ANAGRAFICA = SELECT * 
                    FROM (SELECT DISTINCT 
                               ZCSOURSYS,
                               ZTABLE,
                               ROW_NUMBER() OVER (ORDER BY ZCSOURSYS) AS ROW_NB
                            FROM ZDAFNE_INFO);
                                                        

/************ FOR ***********/

SELECT COUNT (ZTABLE) INTO VI_LIMIT FROM :ANAGRAFICA;

FOR VI_IDX IN 1..:VI_LIMIT DO
VI_CNT = :VI_IDX;
SELECT ZTABLE INTO VS_OUTPUTSTRG1 FROM :ANAGRAFICA WHERE ROW_NB = VI_IDX;        
END FOR;

VS_OUTPUTSTRG2 := 'INSERT INTO "TEAMBW"."IFRS17.INTEGRATION.DATA_QUALITY::ZTB_DQ_DAFNE_TEST" SELECT COUNT(*) FROM '||:VS_OUTPUTSTRG1||'';
EXECUTE IMMEDIATE (:VS_OUTPUTSTRG2);

Hello everyone! Thanks in advance! Any help about this? The output doesn't insert anything... maybe I'm doing something wrong?

  • 1
    What DBMS is this question related to? The code looks like it is meant for SAP HANA but the question has tags for mysql and postgresql, too. – Lars Br. Mar 11 '21 at 21:05
  • Your insert have no commit after it, but you went a wrong way. Lars gave you an answer on how to obtain count in HANA (it is a specific, count is persisted in metadata). – astentx Mar 12 '21 at 00:05

1 Answers1

1

It looks like the OP wants to store the raw record count of a list of tables into yet another table.

This requirement can be met without the use of SQLScript.

SAP HANA keeps the number of committed records in tables available in catalog tables like [M_TABLES][1].

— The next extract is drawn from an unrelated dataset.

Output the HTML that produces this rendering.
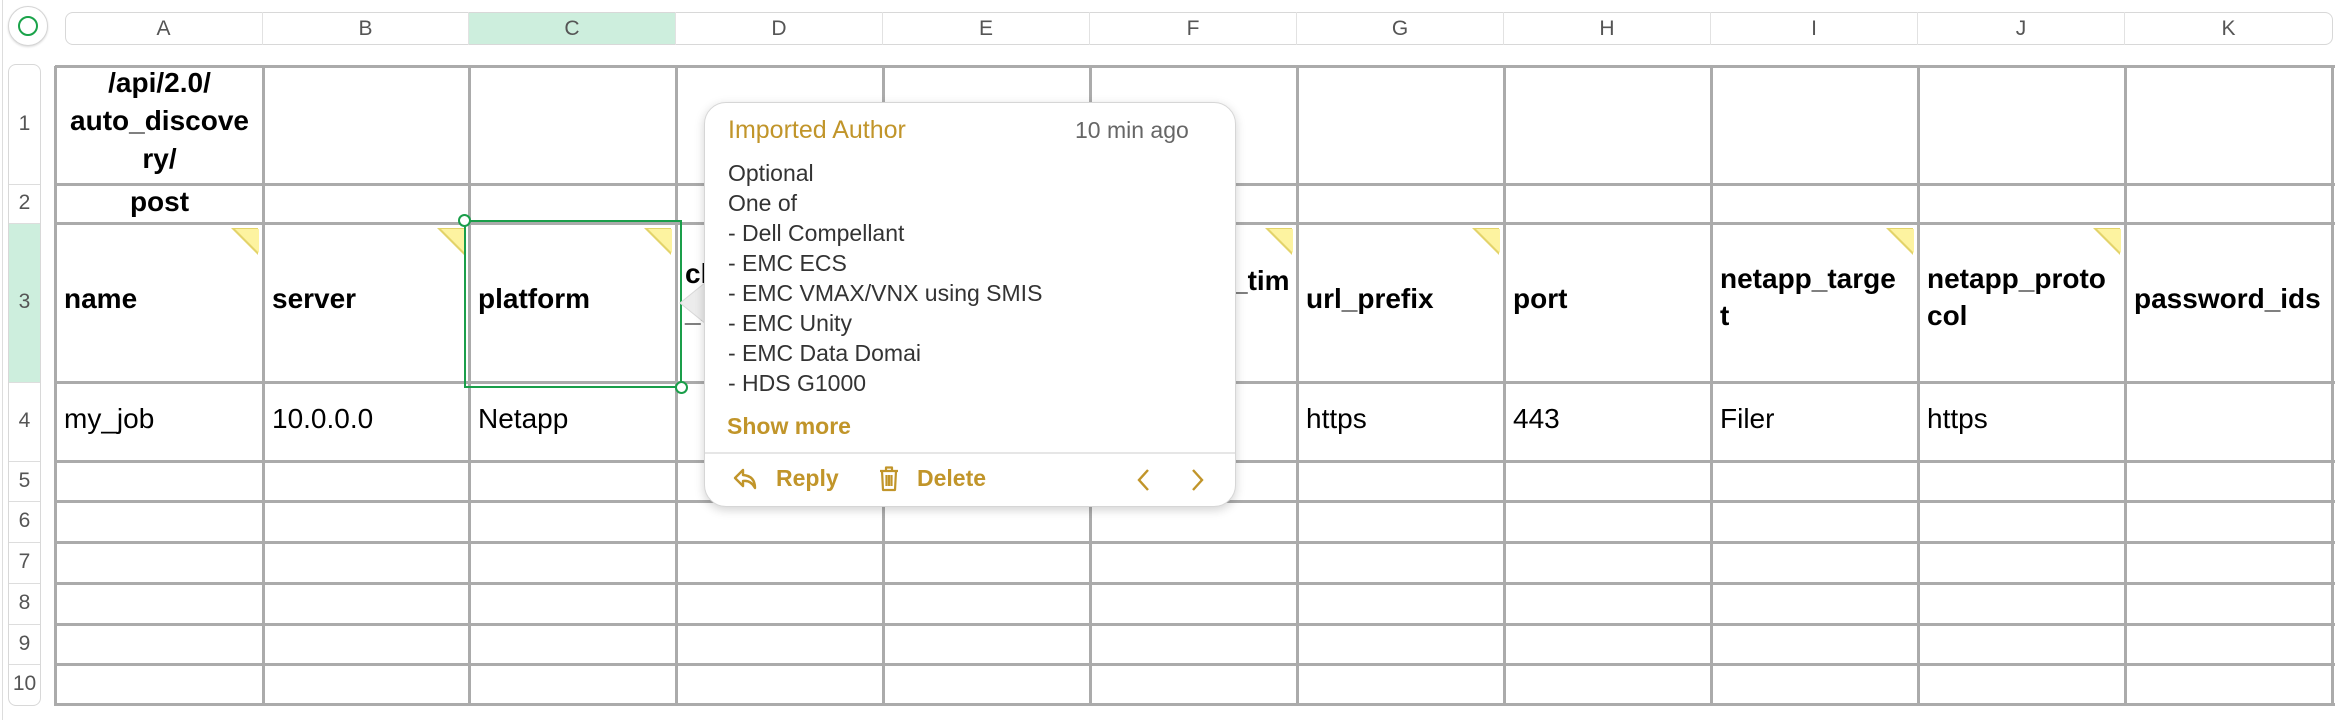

With this information available, the INSERT-statement can be rewritten like so:

INSERT INTO 
     "TEAMBW"."IFRS17.INTEGRATION.DATA_QUALITY::ZTB_DQ_DAFNE_TEST" 
       (TABLE_NAME, RECORD_COUNT)
(SELECT 
        TABLE_NAME, RECORD_COUNT
 FROM M_TABLES
 WHERE 
   SCHEMA_NAME ='xyz' 
   AND TABLE_NAME IN (SELECT DISTINCT TABLE_NAME 
                      FROM ZDAFNE_INFO)
 );

This solution works as long as no filtering of to-be-counted records in the source tables is required.

Lars Br.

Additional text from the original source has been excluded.